→ Instructions for the task: Transcribe all of the material exactly, except for its pictures.

→ Recorded data:

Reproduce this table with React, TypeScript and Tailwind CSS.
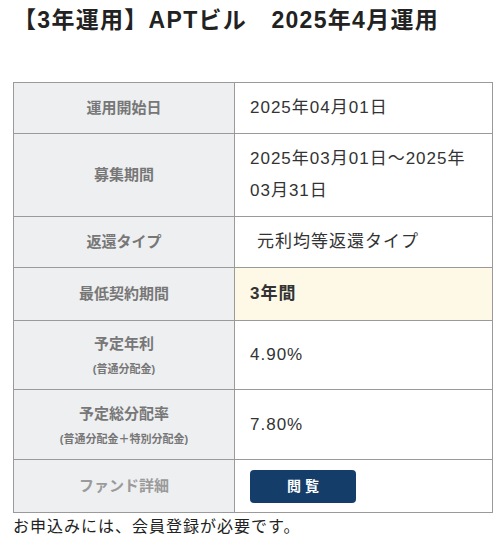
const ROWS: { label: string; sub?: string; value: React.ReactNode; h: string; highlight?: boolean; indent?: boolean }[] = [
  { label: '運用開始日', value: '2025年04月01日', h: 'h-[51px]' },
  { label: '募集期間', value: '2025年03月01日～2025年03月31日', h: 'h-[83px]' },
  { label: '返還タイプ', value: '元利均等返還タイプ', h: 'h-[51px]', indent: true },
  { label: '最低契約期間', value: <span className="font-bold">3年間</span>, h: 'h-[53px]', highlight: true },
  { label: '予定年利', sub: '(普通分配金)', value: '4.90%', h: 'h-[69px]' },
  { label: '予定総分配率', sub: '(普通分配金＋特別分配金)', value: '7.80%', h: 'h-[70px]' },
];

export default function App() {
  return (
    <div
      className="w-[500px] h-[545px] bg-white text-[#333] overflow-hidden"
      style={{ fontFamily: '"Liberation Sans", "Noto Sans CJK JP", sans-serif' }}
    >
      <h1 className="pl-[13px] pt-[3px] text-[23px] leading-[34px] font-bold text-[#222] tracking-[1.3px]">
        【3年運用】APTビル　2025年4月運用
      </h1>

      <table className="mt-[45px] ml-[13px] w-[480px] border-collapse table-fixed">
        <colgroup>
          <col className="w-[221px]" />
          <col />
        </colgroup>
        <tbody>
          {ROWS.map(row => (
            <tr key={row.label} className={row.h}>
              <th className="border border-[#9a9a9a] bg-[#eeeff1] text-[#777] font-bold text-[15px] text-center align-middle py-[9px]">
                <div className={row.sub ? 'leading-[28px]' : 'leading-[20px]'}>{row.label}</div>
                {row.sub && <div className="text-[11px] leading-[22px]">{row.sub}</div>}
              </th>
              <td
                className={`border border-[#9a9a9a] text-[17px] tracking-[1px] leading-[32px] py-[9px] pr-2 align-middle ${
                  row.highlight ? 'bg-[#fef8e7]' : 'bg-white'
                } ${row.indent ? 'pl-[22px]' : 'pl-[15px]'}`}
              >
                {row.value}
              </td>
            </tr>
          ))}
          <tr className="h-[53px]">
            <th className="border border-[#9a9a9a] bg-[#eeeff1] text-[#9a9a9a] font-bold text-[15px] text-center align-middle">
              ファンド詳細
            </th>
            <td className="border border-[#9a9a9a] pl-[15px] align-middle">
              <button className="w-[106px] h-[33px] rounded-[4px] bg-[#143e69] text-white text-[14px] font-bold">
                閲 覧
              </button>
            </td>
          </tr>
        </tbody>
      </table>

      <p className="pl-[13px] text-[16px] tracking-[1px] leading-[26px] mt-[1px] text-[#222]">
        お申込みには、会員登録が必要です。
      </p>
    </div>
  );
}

→ Expected answer:
Reproduce this table with React, TypeScript and Tailwind CSS.
const ROWS: { label: string; sub?: string; value: React.ReactNode; h: string; highlight?: boolean; indent?: boolean }[] = [
  { label: '運用開始日', value: '2025年04月01日', h: 'h-[51px]' },
  { label: '募集期間', value: '2025年03月01日～2025年03月31日', h: 'h-[83px]' },
  { label: '返還タイプ', value: '元利均等返還タイプ', h: 'h-[51px]', indent: true },
  { label: '最低契約期間', value: <span className="font-bold">3年間</span>, h: 'h-[53px]', highlight: true },
  { label: '予定年利', sub: '(普通分配金)', value: '4.90%', h: 'h-[69px]' },
  { label: '予定総分配率', sub: '(普通分配金＋特別分配金)', value: '7.80%', h: 'h-[70px]' },
];

export default function App() {
  return (
    <div
      className="w-[500px] h-[545px] bg-white text-[#333] overflow-hidden"
      style={{ fontFamily: '"Liberation Sans", "Noto Sans CJK JP", sans-serif' }}
    >
      <h1 className="pl-[13px] pt-[3px] text-[23px] leading-[34px] font-bold text-[#222] tracking-[1.3px]">
        【3年運用】APTビル　2025年4月運用
      </h1>

      <table className="mt-[45px] ml-[13px] w-[480px] border-collapse table-fixed">
        <colgroup>
          <col className="w-[221px]" />
          <col />
        </colgroup>
        <tbody>
          {ROWS.map(row => (
            <tr key={row.label} className={row.h}>
              <th className="border border-[#9a9a9a] bg-[#eeeff1] text-[#777] font-bold text-[15px] text-center align-middle py-[9px]">
                <div className={row.sub ? 'leading-[28px]' : 'leading-[20px]'}>{row.label}</div>
                {row.sub && <div className="text-[11px] leading-[22px]">{row.sub}</div>}
              </th>
              <td
                className={`border border-[#9a9a9a] text-[17px] tracking-[1px] leading-[32px] py-[9px] pr-2 align-middle ${
                  row.highlight ? 'bg-[#fef8e7]' : 'bg-white'
                } ${row.indent ? 'pl-[22px]' : 'pl-[15px]'}`}
              >
                {row.value}
              </td>
            </tr>
          ))}
          <tr className="h-[53px]">
            <th className="border border-[#9a9a9a] bg-[#eeeff1] text-[#9a9a9a] font-bold text-[15px] text-center align-middle">
              ファンド詳細
            </th>
            <td className="border border-[#9a9a9a] pl-[15px] align-middle">
              <button className="w-[106px] h-[33px] rounded-[4px] bg-[#143e69] text-white text-[14px] font-bold">
                閲 覧
              </button>
            </td>
          </tr>
        </tbody>
      </table>

      <p className="pl-[13px] text-[16px] tracking-[1px] leading-[26px] mt-[1px] text-[#222]">
        お申込みには、会員登録が必要です。
      </p>
    </div>
  );
}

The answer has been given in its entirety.